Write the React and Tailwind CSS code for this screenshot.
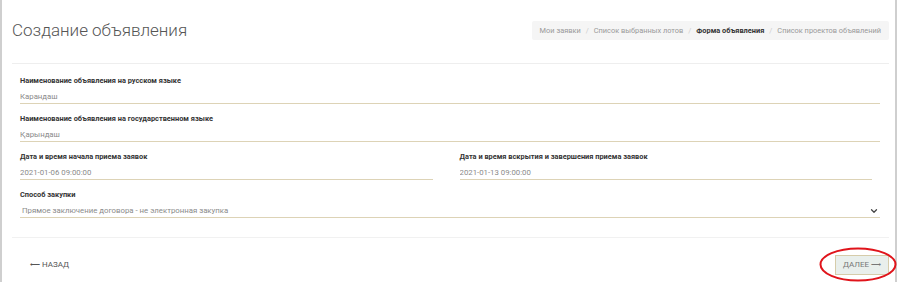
import { ChevronDown } from "lucide-react";

const FONT = { fontFamily: "Roboto, 'Noto Sans', sans-serif" };

const CRUMBS = [
  { label: "Мои заявки" },
  { label: "Список выбранных лотов" },
  { label: "Форма объявления", active: true },
  { label: "Список проектов объявлений" },
];

function Field({ label, value, children }) {
  return (
    <div className="flex flex-col">
      <div className="flex h-[12px] items-center text-[7.4px] font-bold text-[#333]">
        {label}
      </div>
      <div className="mt-[3px] flex h-[14px] items-center border-b border-[#ddd3b6] text-[7.8px] text-[#8a8a8a]">
        <span className="flex-1 truncate">{value}</span>
        {children}
      </div>
    </div>
  );
}

export default function App() {
  return (
    <div
      style={FONT}
      className="relative h-[282px] w-[900px] overflow-hidden bg-white"
    >
      <div className="flex h-full w-[897px] flex-col border-x-2 border-[#cfcfcf]">
        {/* Header */}
        <div className="ml-[10px] mr-[6px] flex h-[64px] items-center justify-between border-b border-[#eeeeee] pb-[2px]">
          <h1 className="text-[17px] font-light text-[#555]">
            Создание объявления
          </h1>
          <nav className="flex h-[19px] items-center rounded-[2px] bg-[#f5f5f5] px-[8px] text-[7.4px] text-[#999]">
            {CRUMBS.map((c, i) => (
              <span key={c.label} className="flex items-center">
                {i > 0 && <span className="mx-[5px] text-[#ccc]">/</span>}
                <span className={c.active ? "font-bold text-[#333]" : ""}>
                  {c.label}
                </span>
              </span>
            ))}
          </nav>
        </div>

        {/* Form */}
        <div className="ml-[10px] mr-[6px] flex flex-col gap-[9px] border-b border-[#f1f1f1] pb-[19px] pl-[8px] pr-[9px] pt-[11px]">
          <Field
            label="Наименование объявления на русском языке"
            value="Карандаш"
          />
          <Field
            label="Наименование объявления на государственном языке"
            value="Қарындаш"
          />
          <div className="mr-[8px] grid grid-cols-2 gap-x-[27px]">
            <Field
              label="Дата и время начала приема заявок"
              value="2021-01-06 09:00:00"
            />
            <Field
              label="Дата и время вскрытия и завершения приема заявок"
              value="2021-01-13 09:00:00"
            />
          </div>
          <Field
            label="Способ закупки"
            value={
              <span className="pl-[2px]">
                Прямое заключение договора - не электронная закупка
              </span>
            }
          >
            <ChevronDown size={10} strokeWidth={3} className="mr-[1px] text-[#444]" />
          </Field>
        </div>

        {/* Footer */}
        <div className="ml-[10px] mr-[6px] flex flex-1 items-center justify-between pb-[2px] pl-[18px] pt-[12px]">
          <button className="flex items-center gap-[2px] text-[8px] text-[#555]">
            <span className="text-[7px]">⟵</span>
            <span>НАЗАД</span>
          </button>
          <button className="flex h-[20px] w-[54px] items-center justify-center gap-[2px] border border-[#d6ccaa] bg-[#e9efec] text-[8px] text-[#777]">
            <span>ДАЛЕЕ</span>
            <span className="text-[7px]">⟶</span>
          </button>
        </div>
      </div>

      {/* red annotation ellipse */}
      <svg
        className="pointer-events-none absolute left-[819px] top-[247px]"
        width="78"
        height="35"
        viewBox="0 0 78 35"
      >
        <ellipse
          cx="39"
          cy="17.5"
          rx="37.5"
          ry="16"
          fill="none"
          stroke="#e0141b"
          strokeWidth="2"
        />
      </svg>
    </div>
  );
}
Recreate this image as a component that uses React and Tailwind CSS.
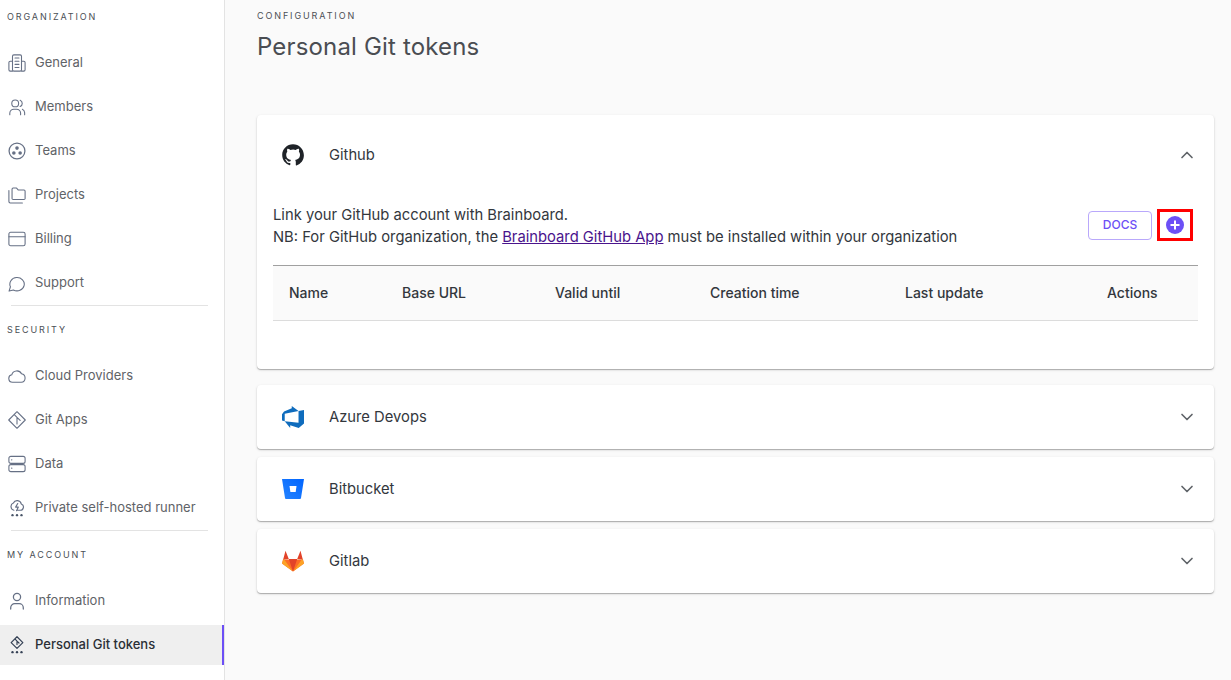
import React from "react";
import { ChevronUp, ChevronDown } from "lucide-react";

const S = (p) => <svg width="18" height="18" viewBox="0 0 20 20" fill="none" stroke="#667085" strokeWidth="1.200" strokeLinecap="round" strokeLinejoin="round" className="shrink-0" {...p} />;

const icons = {
  General: <S><rect x="5" y="1" width="10" height="18" rx="1.500" /><path d="M5 8H2.500A1.500 1.500 0 0 0 1 9.500v8A1.500 1.500 0 0 0 2.500 19H5M15 8h2.500A1.500 1.500 0 0 1 19 9.500v8a1.500 1.500 0 0 1-1.500 1.500H15M7.800 4.500h4.400M7.800 8h4.400M7.800 11.500h4.400M7.800 15h4.400" /></S>,
  Members: <S><circle cx="8" cy="6" r="3.800" /><path d="M2 18.500v-1.500a4.500 4.500 0 0 1 4.500-4.500h3A4.500 4.500 0 0 1 14 17v1.500M13.500 2.500a3.800 3.800 0 0 1 0 7M16 12.500a4.500 4.500 0 0 1 2.500 4v2" /></S>,
  Teams: <S strokeWidth="1.400"><circle cx="10" cy="10" r="8.800" /><circle cx="10" cy="6.800" r="2" fill="#667085" stroke="none" /><circle cx="6.500" cy="12.300" r="2" fill="#667085" stroke="none" /><circle cx="13.500" cy="12.300" r="2" fill="#667085" stroke="none" /></S>,
  Projects: <S><path d="M4.500 3.500A1.200 1.200 0 0 1 5.700 2.300h3.800l2 2.200h6.300A1.200 1.200 0 0 1 19 5.700v8.100a1.200 1.200 0 0 1-1.200 1.200H5.700a1.200 1.200 0 0 1-1.200-1.200zM1 5v12.300A1.500 1.500 0 0 0 2.500 18.800H16" /></S>,
  Billing: <S><rect x="1" y="2.500" width="18" height="15" rx="2" /><path d="M1 7.500h18" /></S>,
  Support: <S><path d="M1.200 19l1.500-4.800A8 7.400 0 1 1 6 17.700z" /></S>,
  "Cloud Providers": <S><path d="M5 17a4.200 4.200 0 0 1-.800-8.300A5.800 5.800 0 0 1 15 7.500a4.800 4.800 0 0 1-.300 9.500z" /></S>,
  "Git Apps": <S><path d="M10 .8l9.200 9.200-9.200 9.200L.8 10zM7.500 4.500l2.500 2.500M10 7v7.500M10 7l3.500 3.500" /></S>,
  Data: <S><rect x="1" y="1.500" width="18" height="7.800" rx="2.200" /><rect x="1" y="10.700" width="18" height="7.800" rx="2.200" /><path d="M4 5.400h.300M4 14.600h.300" /></S>,
  "Private self-hosted runner": <S strokeWidth="1.300"><path d="M6.500 12.500a4.200 4.200 0 0 1-.500-8 4.600 4.600 0 0 1 8.700 1 3.600 3.600 0 0 1-1.500 7H9.500M10.800 5L8.500 9h3L9.500 13" /><circle cx="5" cy="18" r="1.300" fill="#475467" stroke="none" /><circle cx="10" cy="18" r="1.300" fill="#475467" stroke="none" /><circle cx="15" cy="18" r="1.300" fill="#475467" stroke="none" /></S>,
  Information: <S strokeWidth="1.400"><circle cx="10" cy="5.500" r="4" /><path d="M3 19v-1.500a4.500 4.500 0 0 1 4.500-4.500h5a4.500 4.500 0 0 1 4.500 4.500V19" /></S>,
  "Personal Git tokens": <S stroke="#344054" strokeWidth="1.300"><path d="M10 .8l6.500 6.500-6.500 6.500-6.500-6.500zM8.200 3.800L10 5.600M10 5.600v3.800M10 5.600l2.200 2.200" /><circle cx="5" cy="18" r="1.300" fill="#344054" stroke="none" /><circle cx="10" cy="18" r="1.300" fill="#344054" stroke="none" /><circle cx="15" cy="18" r="1.300" fill="#344054" stroke="none" /></S>,
};

const Item = ({ label, active }) => (
  <div className={`flex h-10 shrink-0 items-center gap-[9px] pl-2 text-[13px] ${active ? "border-r-2 border-[#6c4ff6] bg-[#efefef] font-medium text-[#2b2f36]" : "text-[#5f6368]"}`}>
    {icons[label]}
    <span>{label}</span>
  </div>
);

const Heading = ({ children, className = "" }) => (
  <div className={`h-[20px] pl-[7px] text-[9px] leading-[20px] tracking-[0.21em] text-[#4b4f55] ${className}`}>{children}</div>
);

const Github = () => (
  <svg width="24" height="24" viewBox="0 0 24 24" fill="#1f2328"><path d="M12 1.300C6 1.300 1.200 6.100 1.200 12.100c0 4.800 3.100 8.800 7.400 10.200.5.100.7-.2.7-.5v-1.900c-3 .7-3.600-1.300-3.600-1.300-.5-1.200-1.200-1.600-1.200-1.600-1-.7.1-.7.1-.7 1.100.1 1.700 1.100 1.700 1.100 1 1.700 2.500 1.200 3.100.9.100-.7.400-1.200.7-1.400-2.400-.3-4.900-1.200-4.900-5.300 0-1.200.4-2.100 1.100-2.900-.1-.3-.5-1.400.1-2.900 0 0 .9-.3 3 1.100a10.300 10.300 0 0 1 5.400 0c2.100-1.400 3-1.100 3-1.100.6 1.500.2 2.600.1 2.900.7.800 1.100 1.700 1.100 2.900 0 4.100-2.500 5-4.900 5.300.4.300.7 1 .7 2v3c0 .3.2.6.7.500 4.300-1.400 7.400-5.400 7.400-10.200C22.800 6.100 18 1.300 12 1.300z" /></svg>
);

const Azure = () => (
  <svg width="22" height="22" viewBox="0 0 24 24"><path fill="#0f6cbd" d="M0 8.877L2.247 5.910l8.405-3.416V.022l7.370 5.393L2.966 8.338v8.225L0 15.707zm24-4.450v14.651l-5.753 4.900-9.303-3.057v3.056l-5.978-7.416 15.057 1.798V5.415z" /></svg>
);

const Bitbucket = () => (
  <svg width="24" height="24" viewBox="0 0 24 24"><defs><linearGradient id="bb" x1="1" y1="0" x2="0" y2="1"><stop offset="0" stopColor="#0065ff" /><stop offset="1" stopColor="#2684ff" /></linearGradient></defs><path fill="url(#bb)" d="M1 2h22l-3 19a1 1 0 0 1-1 .9H5a1 1 0 0 1-1-.9z" /><path fill="#fff" d="M8.500 9h7l-.8 6H9.400z" /></svg>
);

const Gitlab = () => (
  <svg width="24" height="24" viewBox="0 0 24 24"><path fill="#fc6d26" d="M12 22.500l-11-8 1-4h20l1 4z" /><path fill="#fca326" d="M1 14.500L2.500 9.500 7.500 16.500 12 22.500zM23 14.500L21.500 9.500 16.500 16.500 12 22.500z" /><path fill="#e24329" d="M12 22.500L7.800 10h8.400zM2.200 10.500L4.500 1.800 7.800 10zM21.800 10.500L19.500 1.800 16.200 10z" /></svg>
);

const Row = ({ icon, label, open, className = "" }) => (
  <div className={`flex h-16 items-center pl-6 pr-[17px] ${className}`}>
    <span className="flex w-6 justify-center">{icon}</span>
    <span className="ml-6 flex-1 text-[14.750px] text-[#33373d]">{label}</span>
    {open ? <ChevronUp size={20} strokeWidth={2} color="#5f6368" /> : <ChevronDown size={20} strokeWidth={2} color="#5f6368" />}
  </div>
);

const cardCls = "rounded-[4px] bg-white shadow-[0_1px_1px_rgba(0,0,0,0.25),0_1px_3px_rgba(0,0,0,0.12)]";

export default function App() {
  return (
    <div className="flex h-[680px] w-[1231px] overflow-hidden bg-[#fafafa] font-['Inter',sans-serif]">
      <aside className="h-full w-[225px] shrink-0 overflow-hidden border-r border-[#e3e3e3] bg-white">
        <div className="w-[224px] pt-[7px]">
          <Heading className="mb-[16px]">ORGANIZATION</Heading>
          <Item label="General" />
          <div className="mt-1" /><Item label="Members" />
          <div className="mt-1" /><Item label="Teams" />
          <div className="mt-1" /><Item label="Projects" />
          <div className="mt-1" /><Item label="Billing" />
          <div className="mt-1" /><Item label="Support" />
          <div className="ml-[11px] mr-4 mt-[2px] h-px bg-[#e3e3e3]" />
          <Heading className="mb-[16px] mt-[14px]">SECURITY</Heading>
          <Item label="Cloud Providers" />
          <div className="mt-1" /><Item label="Git Apps" />
          <div className="mt-1" /><Item label="Data" />
          <div className="mt-1" /><Item label="Private self-hosted runner" />
          <div className="ml-[11px] mr-4 mt-[2px] h-px bg-[#e3e3e3]" />
          <Heading className="mb-[16px] mt-[14px]">MY ACCOUNT</Heading>
          <Item label="Information" />
          <div className="mt-1" /><Item label="Personal Git tokens" active />
        </div>
      </aside>
      <main className="min-w-0 flex-1 pl-8 pr-[17px] pt-[6px]">
        <div className="h-5 text-[9px] leading-5 tracking-[0.21em] text-[#4b4f55]">CONFIGURATION</div>
        <h1 className="mt-[6px] text-[24px] font-normal leading-[30px] tracking-[0.16px] text-[#4a4d52]">Personal Git tokens</h1>
        <section className={`mt-[53px] ${cardCls}`}>
          <Row icon={<Github />} label="Github" open className="h-[80px]" />
          <div className="px-4 pb-12 pt-[9px]">
            <div className="flex items-start justify-between">
              <p className="text-[14.770px] leading-[22px] text-[#33373d]">
                Link your GitHub account with Brainboard.<br />
                NB: For GitHub organization, the <a href="#" className="text-[#4a148c] underline">Brainboard GitHub App</a> must be installed within your organization
              </p>
              <div className="mr-[5px] mt-[5px] flex items-center gap-[5px]">
                <button className="h-[29px] w-[64px] rounded-[4px] border border-[#b9a8fb] text-[12px] font-medium text-[#6c4ff6]">DOCS</button>
                <div className="flex h-[32px] w-[36px] items-center justify-center border-[3px] border-[#ff0000]">
                  <svg width="18" height="18" viewBox="0 0 18 18"><circle cx="9" cy="9" r="9" fill="#6c4ff6" /><path d="M9 4.500v9M4.500 9h9" stroke="#fff" strokeWidth="2" /></svg>
                </div>
              </div>
            </div>
            <div className="mt-[17px] grid h-[56px] grid-cols-[113px_153px_155px_195px_202px_1fr] items-center border-y border-t-[#a0a0a0] border-b-[#dcdcdc] bg-[#fafafa] pb-[2px] pl-4 text-[14px] font-medium text-[#33373d]">
              <span>Name</span><span>Base URL</span><span>Valid until</span><span>Creation time</span><span>Last update</span><span>Actions</span>
            </div>
          </div>
        </section>
        <section className={`mt-4 ${cardCls}`}><Row icon={<Azure />} label="Azure Devops" /></section>
        <section className={`mt-2 ${cardCls}`}><Row icon={<Bitbucket />} label="Bitbucket" /></section>
        <section className={`mt-2 ${cardCls}`}><Row icon={<Gitlab />} label="Gitlab" /></section>
      </main>
    </div>
  );
}
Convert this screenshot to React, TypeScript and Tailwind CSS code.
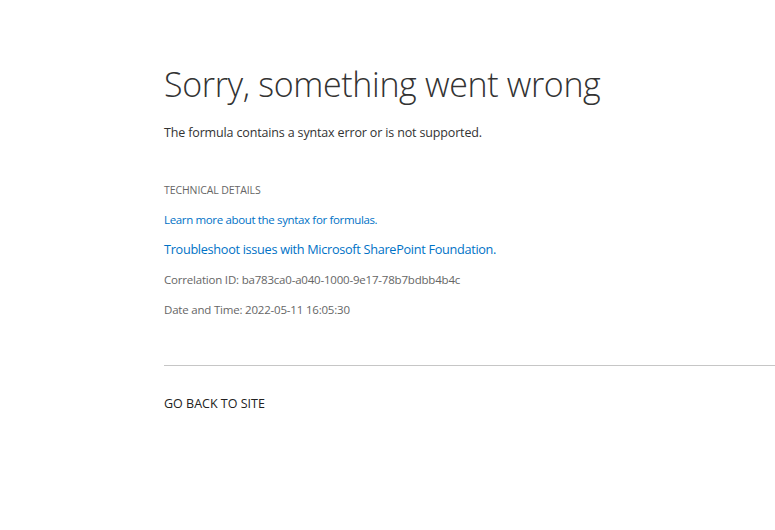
export default function App() {
  return (
    <div
      className="min-h-[530px] bg-white pl-[164px] pt-[61px]"
      style={{ fontFamily: '"Open Sans", "Noto Sans", sans-serif' }}
    >
      <h1 className="text-[34px] leading-[46px] font-light text-[#333] tracking-[-0.35px]">
        Sorry, something went wrong
      </h1>

      <p className="mt-[17px] text-[12.5px] leading-[18px] text-[#333] tracking-[-0.15px]">
        The formula contains a syntax error or is not supported.
      </p>

      <div className="mt-[41px] text-[10.5px] leading-[14px] text-[#666] uppercase tracking-[-0.1px]">
        Technical Details
      </div>

      <div className="mt-[15px] flex flex-col">
        <a href="#" className="text-[11.5px] leading-[16px] text-[#0072c6] tracking-[-0.35px]">
          Learn more about the syntax for formulas.
        </a>
        <a href="#" className="mt-[12px] text-[12.7px] leading-[18px] text-[#0072c6] tracking-[-0.3px]">
          Troubleshoot issues with Microsoft SharePoint Foundation.
        </a>
        <div className="mt-[14px] text-[11.5px] leading-[16px] text-[#666] tracking-[-0.2px]">
          Correlation ID: ba783ca0-a040-1000-9e17-78b7bdbb4b4c
        </div>
        <div className="mt-[14px] text-[11.5px] leading-[16px] text-[#666] tracking-[-0.2px]">
          Date and Time: 2022-05-11 16:05:30
        </div>
      </div>

      <div className="mt-[47px] border-t border-[#c6c6c6]" />

      <a href="#" className="mt-[30px] block text-[12.5px] leading-[16px] text-[#222] uppercase tracking-[0px]">
        Go back to site
      </a>
    </div>
  )
}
▬▬▬▬▬▬▬▬▬▬
--- Exercise aim ---
Extract the stretch of lines that begins at the line with "Recreate this image" and ends at the line with "const S = (p)", inclusive. Omit every picture.

--- Response ---
Recreate this image as a component that uses React and Tailwind CSS.
import React from "react";
import { ChevronUp, ChevronDown } from "lucide-react";

const S = (p) => <svg width="18" height="18" viewBox="0 0 20 20" fill="none" stroke="#667085" strokeWidth="1.200" strokeLinecap="round" strokeLinejoin="round" className="shrink-0" {...p} />;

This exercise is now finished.